▶ [Written instruction]: Leave out the pictures and restate the rest of the data exactly.
-- -- --
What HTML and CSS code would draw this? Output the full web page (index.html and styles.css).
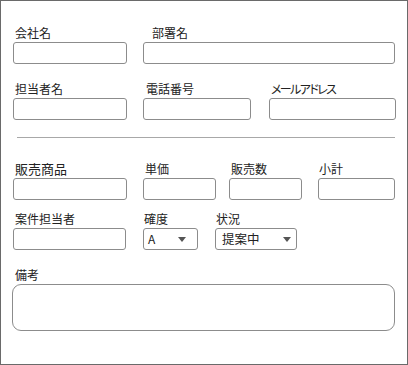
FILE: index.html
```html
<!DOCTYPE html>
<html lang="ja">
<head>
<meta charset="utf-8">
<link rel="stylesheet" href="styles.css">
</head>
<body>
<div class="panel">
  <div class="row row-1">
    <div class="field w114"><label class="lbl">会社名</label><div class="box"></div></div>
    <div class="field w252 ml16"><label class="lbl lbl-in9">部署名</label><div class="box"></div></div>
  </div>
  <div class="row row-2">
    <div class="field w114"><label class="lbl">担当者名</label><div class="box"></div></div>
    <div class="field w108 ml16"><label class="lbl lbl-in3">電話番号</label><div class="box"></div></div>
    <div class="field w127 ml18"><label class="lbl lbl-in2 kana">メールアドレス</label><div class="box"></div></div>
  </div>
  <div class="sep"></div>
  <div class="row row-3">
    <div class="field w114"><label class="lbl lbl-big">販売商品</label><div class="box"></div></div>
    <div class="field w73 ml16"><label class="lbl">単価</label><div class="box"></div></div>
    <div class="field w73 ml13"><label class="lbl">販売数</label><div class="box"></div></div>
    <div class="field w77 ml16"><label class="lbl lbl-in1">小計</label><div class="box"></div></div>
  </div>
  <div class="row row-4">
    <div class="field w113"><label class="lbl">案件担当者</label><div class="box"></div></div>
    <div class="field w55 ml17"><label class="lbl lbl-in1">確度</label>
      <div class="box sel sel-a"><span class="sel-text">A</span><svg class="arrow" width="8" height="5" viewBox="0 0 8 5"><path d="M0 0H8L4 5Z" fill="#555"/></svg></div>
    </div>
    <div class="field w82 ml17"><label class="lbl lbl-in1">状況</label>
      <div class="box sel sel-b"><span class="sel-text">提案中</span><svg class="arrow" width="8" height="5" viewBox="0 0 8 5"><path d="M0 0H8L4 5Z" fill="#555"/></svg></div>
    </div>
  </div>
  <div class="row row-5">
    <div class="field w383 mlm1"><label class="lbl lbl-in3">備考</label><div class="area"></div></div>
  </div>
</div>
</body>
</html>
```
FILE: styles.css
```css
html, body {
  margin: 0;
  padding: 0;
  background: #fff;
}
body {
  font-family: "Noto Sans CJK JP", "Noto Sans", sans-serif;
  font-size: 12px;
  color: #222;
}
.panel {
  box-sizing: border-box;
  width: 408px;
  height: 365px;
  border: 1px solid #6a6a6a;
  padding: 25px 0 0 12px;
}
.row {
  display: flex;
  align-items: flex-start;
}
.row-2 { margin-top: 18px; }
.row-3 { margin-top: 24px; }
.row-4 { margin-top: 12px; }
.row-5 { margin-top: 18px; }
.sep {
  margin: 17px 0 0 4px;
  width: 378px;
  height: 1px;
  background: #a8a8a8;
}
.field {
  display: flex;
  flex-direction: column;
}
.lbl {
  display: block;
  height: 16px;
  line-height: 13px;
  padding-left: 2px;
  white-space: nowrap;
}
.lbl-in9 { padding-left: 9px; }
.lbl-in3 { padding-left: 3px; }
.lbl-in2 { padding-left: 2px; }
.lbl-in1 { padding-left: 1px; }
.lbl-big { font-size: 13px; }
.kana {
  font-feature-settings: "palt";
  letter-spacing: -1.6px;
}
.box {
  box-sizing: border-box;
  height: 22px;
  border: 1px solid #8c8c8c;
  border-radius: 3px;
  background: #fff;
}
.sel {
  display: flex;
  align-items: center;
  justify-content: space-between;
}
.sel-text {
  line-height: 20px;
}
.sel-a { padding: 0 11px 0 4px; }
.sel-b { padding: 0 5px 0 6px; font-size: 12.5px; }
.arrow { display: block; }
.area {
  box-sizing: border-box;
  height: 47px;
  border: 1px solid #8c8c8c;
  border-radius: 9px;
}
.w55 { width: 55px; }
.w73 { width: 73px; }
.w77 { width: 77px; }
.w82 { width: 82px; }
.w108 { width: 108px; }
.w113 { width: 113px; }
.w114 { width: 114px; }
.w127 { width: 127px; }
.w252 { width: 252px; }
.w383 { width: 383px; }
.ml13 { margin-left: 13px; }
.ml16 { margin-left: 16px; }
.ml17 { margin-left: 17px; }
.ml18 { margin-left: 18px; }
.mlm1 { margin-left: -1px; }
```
-- -- --
▶ [Output for this task]:
What HTML and CSS code would draw this? Output the full web page (index.html and styles.css).
FILE: index.html
```html
<!DOCTYPE html>
<html lang="ja">
<head>
<meta charset="utf-8">
<link rel="stylesheet" href="styles.css">
</head>
<body>
<div class="panel">
  <div class="row row-1">
    <div class="field w114"><label class="lbl">会社名</label><div class="box"></div></div>
    <div class="field w252 ml16"><label class="lbl lbl-in9">部署名</label><div class="box"></div></div>
  </div>
  <div class="row row-2">
    <div class="field w114"><label class="lbl">担当者名</label><div class="box"></div></div>
    <div class="field w108 ml16"><label class="lbl lbl-in3">電話番号</label><div class="box"></div></div>
    <div class="field w127 ml18"><label class="lbl lbl-in2 kana">メールアドレス</label><div class="box"></div></div>
  </div>
  <div class="sep"></div>
  <div class="row row-3">
    <div class="field w114"><label class="lbl lbl-big">販売商品</label><div class="box"></div></div>
    <div class="field w73 ml16"><label class="lbl">単価</label><div class="box"></div></div>
    <div class="field w73 ml13"><label class="lbl">販売数</label><div class="box"></div></div>
    <div class="field w77 ml16"><label class="lbl lbl-in1">小計</label><div class="box"></div></div>
  </div>
  <div class="row row-4">
    <div class="field w113"><label class="lbl">案件担当者</label><div class="box"></div></div>
    <div class="field w55 ml17"><label class="lbl lbl-in1">確度</label>
      <div class="box sel sel-a"><span class="sel-text">A</span><svg class="arrow" width="8" height="5" viewBox="0 0 8 5"><path d="M0 0H8L4 5Z" fill="#555"/></svg></div>
    </div>
    <div class="field w82 ml17"><label class="lbl lbl-in1">状況</label>
      <div class="box sel sel-b"><span class="sel-text">提案中</span><svg class="arrow" width="8" height="5" viewBox="0 0 8 5"><path d="M0 0H8L4 5Z" fill="#555"/></svg></div>
    </div>
  </div>
  <div class="row row-5">
    <div class="field w383 mlm1"><label class="lbl lbl-in3">備考</label><div class="area"></div></div>
  </div>
</div>
</body>
</html>
```
FILE: styles.css
```css
html, body {
  margin: 0;
  padding: 0;
  background: #fff;
}
body {
  font-family: "Noto Sans CJK JP", "Noto Sans", sans-serif;
  font-size: 12px;
  color: #222;
}
.panel {
  box-sizing: border-box;
  width: 408px;
  height: 365px;
  border: 1px solid #6a6a6a;
  padding: 25px 0 0 12px;
}
.row {
  display: flex;
  align-items: flex-start;
}
.row-2 { margin-top: 18px; }
.row-3 { margin-top: 24px; }
.row-4 { margin-top: 12px; }
.row-5 { margin-top: 18px; }
.sep {
  margin: 17px 0 0 4px;
  width: 378px;
  height: 1px;
  background: #a8a8a8;
}
.field {
  display: flex;
  flex-direction: column;
}
.lbl {
  display: block;
  height: 16px;
  line-height: 13px;
  padding-left: 2px;
  white-space: nowrap;
}
.lbl-in9 { padding-left: 9px; }
.lbl-in3 { padding-left: 3px; }
.lbl-in2 { padding-left: 2px; }
.lbl-in1 { padding-left: 1px; }
.lbl-big { font-size: 13px; }
.kana {
  font-feature-settings: "palt";
  letter-spacing: -1.6px;
}
.box {
  box-sizing: border-box;
  height: 22px;
  border: 1px solid #8c8c8c;
  border-radius: 3px;
  background: #fff;
}
.sel {
  display: flex;
  align-items: center;
  justify-content: space-between;
}
.sel-text {
  line-height: 20px;
}
.sel-a { padding: 0 11px 0 4px; }
.sel-b { padding: 0 5px 0 6px; font-size: 12.5px; }
.arrow { display: block; }
.area {
  box-sizing: border-box;
  height: 47px;
  border: 1px solid #8c8c8c;
  border-radius: 9px;
}
.w55 { width: 55px; }
.w73 { width: 73px; }
.w77 { width: 77px; }
.w82 { width: 82px; }
.w108 { width: 108px; }
.w113 { width: 113px; }
.w114 { width: 114px; }
.w127 { width: 127px; }
.w252 { width: 252px; }
.w383 { width: 383px; }
.ml13 { margin-left: 13px; }
.ml16 { margin-left: 16px; }
.ml17 { margin-left: 17px; }
.ml18 { margin-left: 18px; }
.mlm1 { margin-left: -1px; }
```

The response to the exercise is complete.